L’architetto Tiberio con una battuta ha voluto puntualizzare che «l’artista fotografa la società, mentre l’architetto interpreta la società allo scopo di fondere e integrare il più possibile le esigenze oggettive (funzionali) con quelle più intime e recondite (psicologiche). Più è stretto il legame tra le due soluzioni, più la società e il territorio risultano integrati in un rapporto di mutuo scambio con l’opera stessa».
Da qui nasce il progetto sull’idea dell’integrazione: il sottile filo che gli avrebbe permesso di legare il tema dell’integrazione avvenuta nelle fabbriche, già rappresentata da Verrusio, con il nuovo tema dell’integrazione del capitale, sia umano sia economico, diretta conseguenza della globalizzazione.

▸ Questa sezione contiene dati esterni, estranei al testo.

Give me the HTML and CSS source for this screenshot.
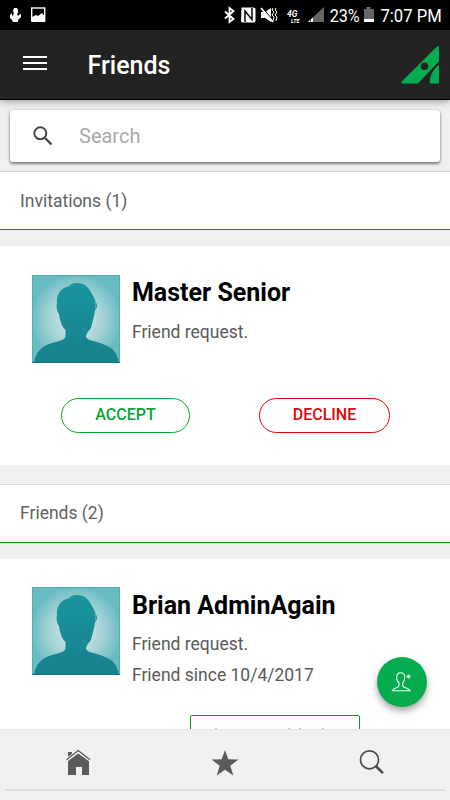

Questa idea di base è stata poi elaborata tenendo conto, da un lato, dell’assetto urbanistico del centro storico e, dall’altro, dei beni culturali già esistenti: il patrimonio archeologico del Quadrilatero e il patrimonio librario del Centro Culturale 'Aldo Moro'.

Il progetto della villa comunale diventò così, idealmente, il punto di collegamento tra il passato (il Quadrilatero) e il futuro (il Centro Culturale 'Aldo Moro'). Il punto di integrazione tra la storia, che rappresenta l’identità di una comunità, e la conoscenza, che rappresenta l’incontro e lo scambio con l’altro.

A questo punto, l’architetto si pose il problema della rappresentazione dello spazio e della comunicazione attraverso gli elementi simbolici. Così immaginò la villa come nuova porta d’ingresso alla città storica, al primo nucleo abitativo, e reinterpretando in chiave contemporanea l’idea della Porta della Terra pensò di giocare sui quattro elementi - terra, fuoco, aria e acqua - per dotare la città di quattro porte.

Dalla Porta della Terra, simbolo dell’identità culturale locale e della tradizione contadina, attraversando corso Umberto e via Roma si sarebbe giunti alla Porta dell’Acqua, la fontana monumentale della villa comunale, simbolo di apertura e di accoglienza per i nuovi venuti, che idealmente arrivavano dal mare. Proseguendo si sarebbe arrivati alla Porta dell’Aria, l’aquilone, simbolo di idee, innovazione e di società proiettata verso il futuro. Per giungere, infine, attraverso un ponte di collegamento, alla Porta del Fuoco: il Centro Culturale 'Aldo Moro', immaginato come la pietra filosofale, come «il fuoco della conoscenza» e come il centro di diffusione del sapere.

All’interno della villa è stato progettato un percorso circolare per ricordare, in una visione che pare ricalcare il moto ascensionale e inarrestabile dello Spirito hegeliano, la ciclicità dello scorrere del tempo e la ciclicità delle stagioni, che mutano così come mutano la conoscenza e la storia di una città e della comunità che la popola. A questo proposito è stato realizzato anche uno studio ad hoc per la scelta del verde, che non poteva essere casuale proprio perché il mutare delle stagioni doveva sottolineare l’idea del movimento ciclico, perpetuo e inarrestabile.

Altri elementi simbolici e fortemente evocativi del progetto sono il vetro (per ricordare la Pilkington, la fabbrica, il primo luogo d’integrazione), un giardino zen (per ricordare la comunità giapponese della Denso), un orto botanico tra il centro anziani e la scuola (un luogo didattico per tramandare ai giovani le culture agronomiche della tradizione), un laghetto con un trabocco stilizzato (per ricordare il mare e la costa dei trabocchi), un viale fiancheggiato da particolari sculture riflettenti (per ricordare la transumanza), una cupola che avrebbe dovuto sovrastare l’attuale struttura in legno del bar (per ricordare la maternità e il luogo dell’infanzia) e numerosi altri elementi, davvero troppi per essere elencati tutti.

Ad oggi questo interessante progetto è stato realizzato solo in parte e a macchia di leopardo. Nel tempo, inoltre, sono stati introdotti diversi elementi estranei (alberi sempre verdi come i pini, sculture ornamentali decontestualizzate, ecc.) che in nessun modo sembrano legarsi con il messaggio di fondo che quel luogo avrebbe voluto lanciare alla città e i suoi visitatori, i turisti. E se il messaggio immaginato all’inizio è stato quello dell’integrazione, il messaggio attuale è assai diverso perché ci racconta della convivenza indipendente e disordinata di opere belle, che non dialogano tra loro.